Skipping all pictures, set down the lines of the listing from the first through the one with "const START_ANGLE = -12.5;".

> _GIVEN MATERIAL_:

============================================================

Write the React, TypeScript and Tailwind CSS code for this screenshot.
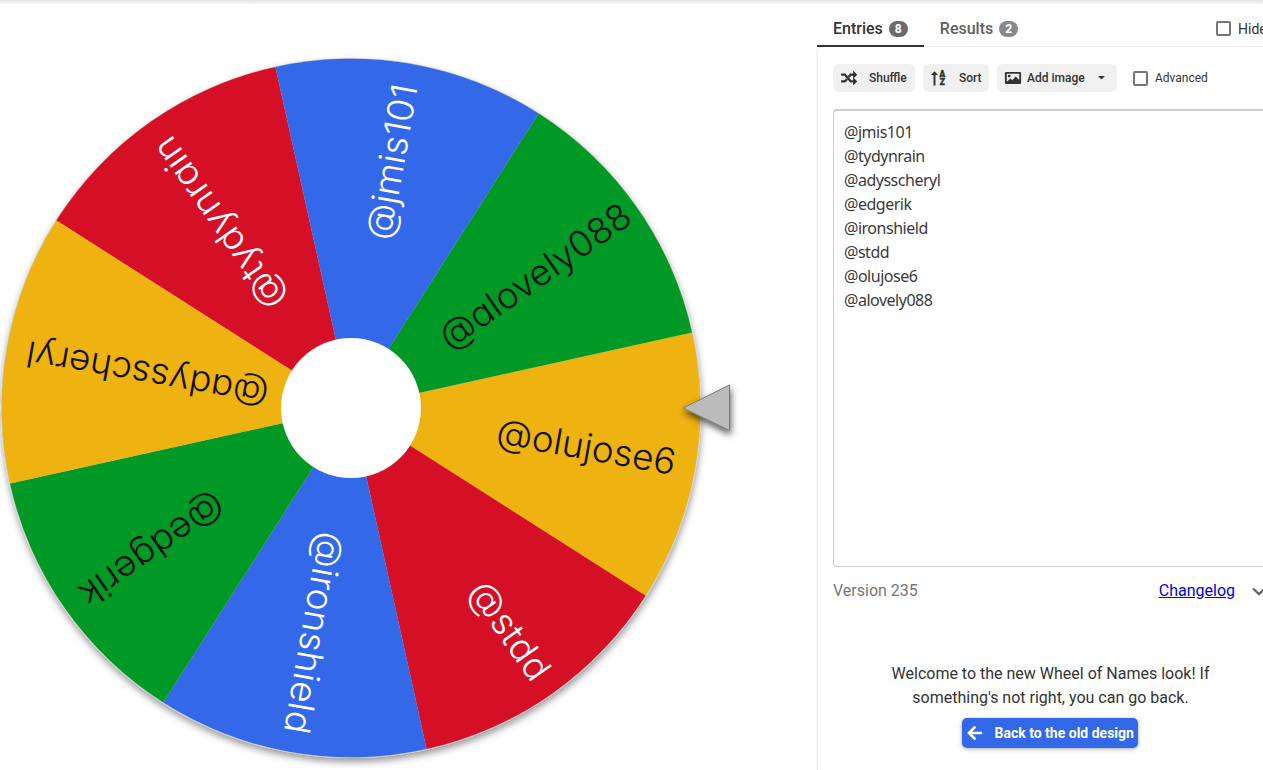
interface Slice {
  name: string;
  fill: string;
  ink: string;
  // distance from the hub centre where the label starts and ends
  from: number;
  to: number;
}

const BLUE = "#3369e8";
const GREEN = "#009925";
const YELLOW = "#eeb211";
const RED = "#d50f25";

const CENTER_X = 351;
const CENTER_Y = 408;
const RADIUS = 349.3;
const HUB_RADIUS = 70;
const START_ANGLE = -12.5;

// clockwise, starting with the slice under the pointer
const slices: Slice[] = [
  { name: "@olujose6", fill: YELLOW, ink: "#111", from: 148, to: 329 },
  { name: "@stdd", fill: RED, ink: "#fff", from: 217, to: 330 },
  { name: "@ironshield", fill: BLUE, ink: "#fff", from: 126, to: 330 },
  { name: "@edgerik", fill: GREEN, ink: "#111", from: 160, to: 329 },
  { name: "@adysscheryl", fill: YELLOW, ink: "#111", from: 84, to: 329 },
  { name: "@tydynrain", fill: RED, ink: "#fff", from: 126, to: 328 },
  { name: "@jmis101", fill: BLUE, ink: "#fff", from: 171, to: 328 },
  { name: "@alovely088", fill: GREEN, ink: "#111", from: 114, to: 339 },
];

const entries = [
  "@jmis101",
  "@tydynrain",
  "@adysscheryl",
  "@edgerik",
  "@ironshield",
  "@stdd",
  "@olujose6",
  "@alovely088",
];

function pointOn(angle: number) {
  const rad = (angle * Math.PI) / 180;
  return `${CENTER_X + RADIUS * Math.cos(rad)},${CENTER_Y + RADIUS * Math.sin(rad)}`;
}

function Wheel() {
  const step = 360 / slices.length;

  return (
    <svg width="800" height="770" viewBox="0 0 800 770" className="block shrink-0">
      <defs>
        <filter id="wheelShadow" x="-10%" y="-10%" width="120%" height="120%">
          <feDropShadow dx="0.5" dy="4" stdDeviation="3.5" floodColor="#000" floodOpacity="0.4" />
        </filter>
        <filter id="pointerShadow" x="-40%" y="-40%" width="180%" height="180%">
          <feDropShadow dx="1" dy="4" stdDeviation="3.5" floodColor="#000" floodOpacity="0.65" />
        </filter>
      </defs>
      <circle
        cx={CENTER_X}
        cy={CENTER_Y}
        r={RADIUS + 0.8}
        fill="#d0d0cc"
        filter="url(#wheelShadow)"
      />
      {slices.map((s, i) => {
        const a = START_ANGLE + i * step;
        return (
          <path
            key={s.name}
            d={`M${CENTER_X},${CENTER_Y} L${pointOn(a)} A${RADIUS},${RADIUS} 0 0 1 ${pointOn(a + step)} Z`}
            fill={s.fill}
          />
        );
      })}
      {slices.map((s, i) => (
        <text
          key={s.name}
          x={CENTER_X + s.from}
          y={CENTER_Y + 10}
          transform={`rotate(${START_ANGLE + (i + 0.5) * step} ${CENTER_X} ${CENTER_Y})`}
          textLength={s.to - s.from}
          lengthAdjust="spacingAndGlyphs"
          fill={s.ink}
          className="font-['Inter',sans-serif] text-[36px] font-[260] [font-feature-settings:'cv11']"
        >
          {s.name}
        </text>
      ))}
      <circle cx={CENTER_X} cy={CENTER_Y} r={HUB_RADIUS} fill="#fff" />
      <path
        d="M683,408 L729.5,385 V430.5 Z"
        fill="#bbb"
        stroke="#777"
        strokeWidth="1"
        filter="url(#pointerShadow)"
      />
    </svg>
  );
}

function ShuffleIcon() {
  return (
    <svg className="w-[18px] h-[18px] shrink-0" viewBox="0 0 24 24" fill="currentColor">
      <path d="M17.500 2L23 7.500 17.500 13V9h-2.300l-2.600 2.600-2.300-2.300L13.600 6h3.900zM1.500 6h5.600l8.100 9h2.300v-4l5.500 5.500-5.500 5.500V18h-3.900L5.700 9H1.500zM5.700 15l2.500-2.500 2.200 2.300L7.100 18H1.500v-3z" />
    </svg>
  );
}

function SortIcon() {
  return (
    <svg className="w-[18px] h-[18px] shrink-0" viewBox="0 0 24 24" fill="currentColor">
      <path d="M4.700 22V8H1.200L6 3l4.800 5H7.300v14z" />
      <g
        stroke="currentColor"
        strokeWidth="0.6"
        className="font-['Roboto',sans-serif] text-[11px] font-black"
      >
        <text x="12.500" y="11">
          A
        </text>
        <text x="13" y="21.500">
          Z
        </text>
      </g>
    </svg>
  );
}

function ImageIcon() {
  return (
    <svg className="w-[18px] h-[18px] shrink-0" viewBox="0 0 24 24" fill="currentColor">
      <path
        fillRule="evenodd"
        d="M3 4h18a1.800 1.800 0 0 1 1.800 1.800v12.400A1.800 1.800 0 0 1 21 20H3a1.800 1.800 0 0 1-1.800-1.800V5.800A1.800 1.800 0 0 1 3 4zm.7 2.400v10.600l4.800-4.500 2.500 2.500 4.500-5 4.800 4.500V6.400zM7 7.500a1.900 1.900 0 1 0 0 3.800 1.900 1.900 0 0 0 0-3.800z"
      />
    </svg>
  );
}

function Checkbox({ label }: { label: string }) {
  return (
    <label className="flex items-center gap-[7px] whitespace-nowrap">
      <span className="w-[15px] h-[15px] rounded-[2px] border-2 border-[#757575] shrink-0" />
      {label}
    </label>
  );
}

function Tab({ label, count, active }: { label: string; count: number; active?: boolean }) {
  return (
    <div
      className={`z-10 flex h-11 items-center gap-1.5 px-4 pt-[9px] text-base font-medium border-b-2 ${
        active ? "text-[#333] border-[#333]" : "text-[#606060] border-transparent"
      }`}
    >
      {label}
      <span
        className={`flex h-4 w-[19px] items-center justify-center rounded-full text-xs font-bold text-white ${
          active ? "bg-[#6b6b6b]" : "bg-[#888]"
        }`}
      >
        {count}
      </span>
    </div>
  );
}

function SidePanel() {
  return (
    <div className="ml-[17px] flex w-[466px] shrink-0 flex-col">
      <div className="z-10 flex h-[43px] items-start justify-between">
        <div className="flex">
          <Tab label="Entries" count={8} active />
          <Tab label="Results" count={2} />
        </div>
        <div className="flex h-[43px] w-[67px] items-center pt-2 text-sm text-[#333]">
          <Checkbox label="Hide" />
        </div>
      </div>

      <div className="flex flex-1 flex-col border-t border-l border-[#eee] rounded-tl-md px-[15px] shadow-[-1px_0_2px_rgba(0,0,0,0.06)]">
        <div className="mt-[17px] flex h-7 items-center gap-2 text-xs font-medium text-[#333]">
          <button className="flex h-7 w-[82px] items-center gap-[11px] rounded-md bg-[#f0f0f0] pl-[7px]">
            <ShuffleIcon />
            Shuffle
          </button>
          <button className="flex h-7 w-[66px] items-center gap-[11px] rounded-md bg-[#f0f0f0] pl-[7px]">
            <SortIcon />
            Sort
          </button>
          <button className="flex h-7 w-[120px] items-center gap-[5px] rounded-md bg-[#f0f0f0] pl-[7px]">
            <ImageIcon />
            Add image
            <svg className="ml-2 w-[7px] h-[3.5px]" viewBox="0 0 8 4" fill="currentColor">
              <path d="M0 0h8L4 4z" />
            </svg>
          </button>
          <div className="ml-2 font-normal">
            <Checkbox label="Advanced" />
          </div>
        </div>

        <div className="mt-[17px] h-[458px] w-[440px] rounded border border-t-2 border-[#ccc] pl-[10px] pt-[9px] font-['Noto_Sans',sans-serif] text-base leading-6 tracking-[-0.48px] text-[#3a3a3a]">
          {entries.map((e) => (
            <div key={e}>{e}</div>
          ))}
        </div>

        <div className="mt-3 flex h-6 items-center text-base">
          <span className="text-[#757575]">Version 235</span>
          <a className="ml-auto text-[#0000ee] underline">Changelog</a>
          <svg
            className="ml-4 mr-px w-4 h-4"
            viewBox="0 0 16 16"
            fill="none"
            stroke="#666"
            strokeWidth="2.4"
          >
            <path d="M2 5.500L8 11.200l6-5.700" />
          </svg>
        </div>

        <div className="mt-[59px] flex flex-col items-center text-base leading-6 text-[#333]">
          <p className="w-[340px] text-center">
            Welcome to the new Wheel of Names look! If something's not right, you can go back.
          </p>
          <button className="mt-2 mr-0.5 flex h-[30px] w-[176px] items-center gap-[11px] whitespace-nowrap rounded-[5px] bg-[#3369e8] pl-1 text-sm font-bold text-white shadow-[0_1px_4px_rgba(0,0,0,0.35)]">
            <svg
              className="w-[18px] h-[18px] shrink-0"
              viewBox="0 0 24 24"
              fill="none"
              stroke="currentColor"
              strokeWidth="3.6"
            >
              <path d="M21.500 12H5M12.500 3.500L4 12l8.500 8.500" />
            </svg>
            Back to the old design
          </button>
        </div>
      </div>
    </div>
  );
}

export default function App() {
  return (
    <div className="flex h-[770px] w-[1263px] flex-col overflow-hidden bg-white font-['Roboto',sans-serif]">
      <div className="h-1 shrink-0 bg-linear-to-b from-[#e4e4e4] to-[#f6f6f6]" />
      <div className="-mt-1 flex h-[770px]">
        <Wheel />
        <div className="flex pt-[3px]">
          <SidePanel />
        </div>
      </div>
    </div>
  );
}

============================================================

> _FINAL RESULT_:
Write the React, TypeScript and Tailwind CSS code for this screenshot.
interface Slice {
  name: string;
  fill: string;
  ink: string;
  // distance from the hub centre where the label starts and ends
  from: number;
  to: number;
}

const BLUE = "#3369e8";
const GREEN = "#009925";
const YELLOW = "#eeb211";
const RED = "#d50f25";

const CENTER_X = 351;
const CENTER_Y = 408;
const RADIUS = 349.3;
const HUB_RADIUS = 70;
const START_ANGLE = -12.5;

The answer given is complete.